### Exercise details
Each line that includes the word "components" counts once; give the total and nothing more.

### Records provided
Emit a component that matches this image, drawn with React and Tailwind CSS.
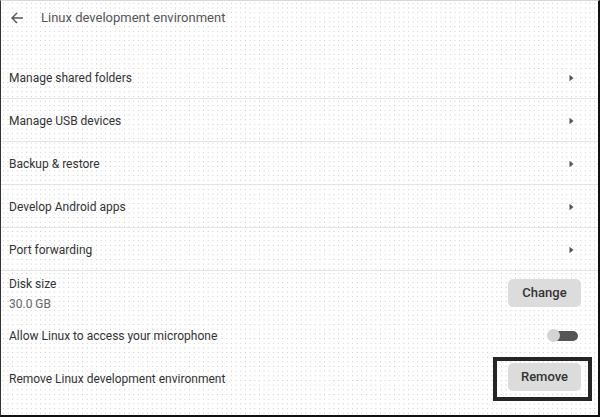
import React from "react";

const linkRows = [
  "Manage shared folders",
  "Manage USB devices",
  "Backup & restore",
  "Develop Android apps",
  "Port forwarding",
];

function BackArrow() {
  return (
    <svg width="14" height="14" viewBox="0 0 14 14" fill="none" className="text-[#555]">
      <path d="M13 7H2M7 2L2 7l5 5" stroke="currentColor" strokeWidth="1.4" />
    </svg>
  );
}

function Chevron() {
  return (
    <svg width="5" height="8" viewBox="0 0 5 8" className="text-[#555]">
      <path d="M0.5 0.8L4.5 4L0.5 7.2Z" fill="currentColor" />
    </svg>
  );
}

function LinkRow({ label }) {
  return (
    <div className="flex h-[43px] items-center justify-between border-b border-[#e4e4e4] pl-2 pr-[24px] pt-[2px]">
      <span className="text-[12px] text-[#333]">{label}</span>
      <Chevron />
    </div>
  );
}

export default function App() {
  return (
    <div
      className="h-[417px] w-[600px] overflow-hidden border-t border-l border-r-2 border-b-2 border-t-[#d8d8d8] border-l-[#333] border-r-[#111] border-b-[#111] bg-white bg-[radial-gradient(circle,#c6c6c6_0.55px,transparent_0.8px)] bg-[length:4.67px_4.67px]"
      style={{ fontFamily: "Roboto, 'Liberation Sans', sans-serif" }}
    >
      <div className="flex h-[34px] items-center gap-[17px] pl-[9px]">
        <BackArrow />
        <span className="text-[13px] text-[#555]">Linux development environment</span>
      </div>

      <div className="mt-[21px]">
        {linkRows.map((label) => (
          <LinkRow key={label} label={label} />
        ))}

        <div className="flex h-[43px] items-center justify-between pl-2 pr-[17px]">
          <div className="flex flex-col gap-[4px] pt-[2px] leading-[16px]">
            <span className="text-[12px] text-[#333]">Disk size</span>
            <span className="text-[12px] text-[#666]">30.0 GB</span>
          </div>
          <button
            type="button"
            className="h-[28px] w-[73px] rounded-[5px] bg-[#dcdcdc] text-[13px] font-medium text-[#333]"
          >
            Change
          </button>
        </div>

        <div className="flex h-[43px] items-center justify-between pl-2 pr-[20px]">
          <span className="text-[12px] text-[#333]">Allow Linux to access your microphone</span>
          <div className="relative h-[13px] w-[31px]">
            <div className="absolute right-0 top-[1.5px] h-[10px] w-[25px] rounded-full bg-[#555]" />
            <div className="absolute left-0 top-0 h-[13px] w-[13px] rounded-full bg-[#d4d4d4]" />
          </div>
        </div>

        <div className="flex h-[44px] items-center justify-between pl-2 pr-[6px]">
          <span className="text-[12px] text-[#333]">Remove Linux development environment</span>
          <div className="border-4 border-[#262626] pb-[6px] pl-[11px] pr-[7px] pt-[2px]">
            <button
              type="button"
              className="h-[28px] w-[73px] rounded-[5px] bg-[#dcdcdc] text-[13px] font-medium text-[#333]"
            >
              Remove
            </button>
          </div>
        </div>
      </div>
    </div>
  );
}
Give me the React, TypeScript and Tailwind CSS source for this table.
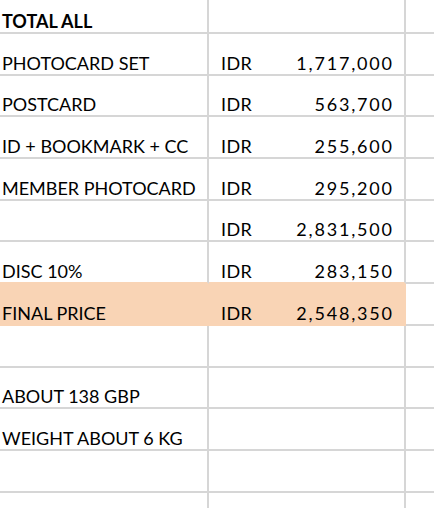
import React from 'react';

type Row = {
  label?: string;
  cur?: string;
  amount?: string;
  bold?: boolean;
  highlight?: boolean;
};

const rows: Row[] = [
  { label: 'TOTAL ALL', bold: true },
  { label: 'PHOTOCARD SET', cur: 'IDR', amount: '1,717,000' },
  { label: 'POSTCARD', cur: 'IDR', amount: '563,700' },
  { label: 'ID + BOOKMARK + CC', cur: 'IDR', amount: '255,600' },
  { label: 'MEMBER PHOTOCARD', cur: 'IDR', amount: '295,200' },
  { cur: 'IDR', amount: '2,831,500' },
  { label: 'DISC 10%', cur: 'IDR', amount: '283,150' },
  { label: 'FINAL PRICE', cur: 'IDR', amount: '2,548,350', highlight: true },
  {},
  { label: 'ABOUT 138 GBP' },
  { label: 'WEIGHT ABOUT 6 KG' },
  {},
  {},
];

export default function App() {
  return (
    <div
      className="w-[434px] h-[508px] overflow-hidden bg-white text-[18px] leading-none text-black"
      style={{ fontFamily: 'Lato, "Liberation Sans", sans-serif' }}
    >
      <div className="grid grid-cols-[209px_197px_1fr]">
        {rows.map((r, i) => {
          const h = i === 0 ? 'h-[34px]' : 'h-[41.7px]';
          const nextHi = rows[i + 1]?.highlight;
          const cellA = r.highlight
            ? 'bg-[#f9d4b5] border-[#f9d4b5]'
            : nextHi
              ? 'border-b-[#f9d4b5] border-r-[#d6d6d6]'
              : 'border-[#d6d6d6]';
          return (
            <React.Fragment key={i}>
              <div
                className={`${h} ${cellA} border-b-2 border-r-2 flex items-end pl-[2px] pb-[2px] whitespace-nowrap ${r.bold ? 'font-bold' : ''}`}
              >
                {r.label}
              </div>
              <div
                className={`${h} ${cellA} border-b-2 border-r-2 flex items-end justify-between pl-[12px] pr-[12px] pb-[2px]`}
              >
                <span className="tracking-[0.4px]">{r.cur}</span>
                <span className="tracking-[1.8px] mr-[-1.8px]">{r.amount}</span>
              </div>
              <div className={`${h} border-b-2 border-[#d6d6d6]`} />
            </React.Fragment>
          );
        })}
      </div>
    </div>
  );
}
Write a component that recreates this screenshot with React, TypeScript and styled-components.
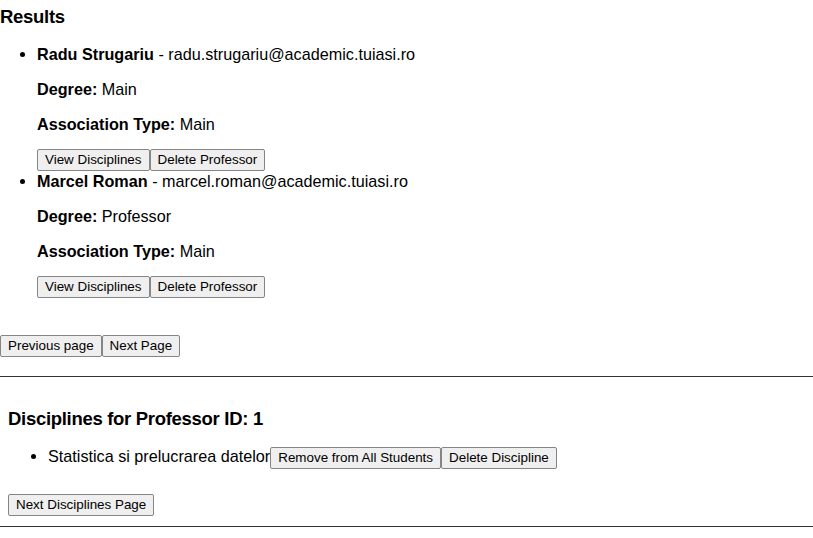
import React from "react";
import styled, { createGlobalStyle } from "styled-components";

const Global = createGlobalStyle`
  html, body { margin: 0; padding: 0; background: #fff; }
  body { font-family: "Liberation Sans", Arial, sans-serif; color: #000; font-size: 16.2px; }
`;

const Page = styled.div`
  display: flex;
  flex-direction: column;
`;

const Section = styled.section<{ $pad?: number }>`
  padding-left: ${(p) => p.$pad ?? 0}px;
`;

const Heading = styled.h2<{ $top: number; $bottom: number }>`
  font-size: 18.5px;
  font-weight: bold;
  margin: ${(p) => p.$top}px 0 ${(p) => p.$bottom}px;
  line-height: 23px;
  letter-spacing: -0.3px;
`;

const List = styled.ul<{ $indent: number }>`
  margin: 0;
  padding-left: ${(p) => p.$indent}px;
  list-style: disc;
`;

const Item = styled.li`
  line-height: 20px;
`;

const Para = styled.p`
  margin: 15px 0 0;
  line-height: 20px;
`;

const Actions = styled.div`
  display: flex;
  margin-top: 15px;
`;

const Button = styled.button`
  font-family: "Liberation Sans", Arial, sans-serif;
  font-size: 13.4px;
  height: 22px;
  padding: 0 7px;
  background: #efefef;
  border: 1px solid #858585;
  border-radius: 2px;
  color: #000;
  line-height: 20px;
`;

const Pager = styled.div<{ $top: number }>`
  display: flex;
  margin-top: ${(p) => p.$top}px;
`;

const Rule = styled.hr<{ $top: number }>`
  border: none;
  border-top: 1px solid #333;
  margin: ${(p) => p.$top}px 0 0;
  width: 100%;
`;

const DiscRow = styled.li`
  line-height: 22px;
`;

const InlineButtons = styled.span`
  display: inline-flex;
  vertical-align: middle;
`;

const professors = [
  { name: "Radu Strugariu", email: "radu.strugariu@academic.tuiasi.ro", degree: "Main", type: "Main" },
  { name: "Marcel Roman", email: "marcel.roman@academic.tuiasi.ro", degree: "Professor", type: "Main" },
];

export default function App() {
  return (
    <Page>
      <Global />
      <Section>
        <Heading $top={5} $bottom={16}>Results</Heading>
        <List $indent={37}>
          {professors.map((p) => (
            <Item key={p.email}>
              <strong>{p.name}</strong> - {p.email}
              <Para>
                <strong>Degree:</strong> {p.degree}
              </Para>
              <Para>
                <strong>Association Type:</strong> {p.type}
              </Para>
              <Actions>
                <Button>View Disciplines</Button>
                <Button>Delete Professor</Button>
              </Actions>
            </Item>
          ))}
        </List>
        <Pager $top={37}>
          <Button>Previous page</Button>
          <Button>Next Page</Button>
        </Pager>
      </Section>
      <Rule $top={19} />
      <Section $pad={8}>
        <Heading $top={30} $bottom={15}>Disciplines for Professor ID: 1</Heading>
        <List $indent={40}>
          <DiscRow>
            Statistica si prelucrarea datelor
            <InlineButtons>
              <Button>Remove from All Students</Button>
              <Button>Delete Discipline</Button>
            </InlineButtons>
          </DiscRow>
        </List>
        <Pager $top={25}>
          <Button>Next Disciplines Page</Button>
        </Pager>
      </Section>
      <Rule $top={10} />
    </Page>
  );
}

### Solution to this exercise
2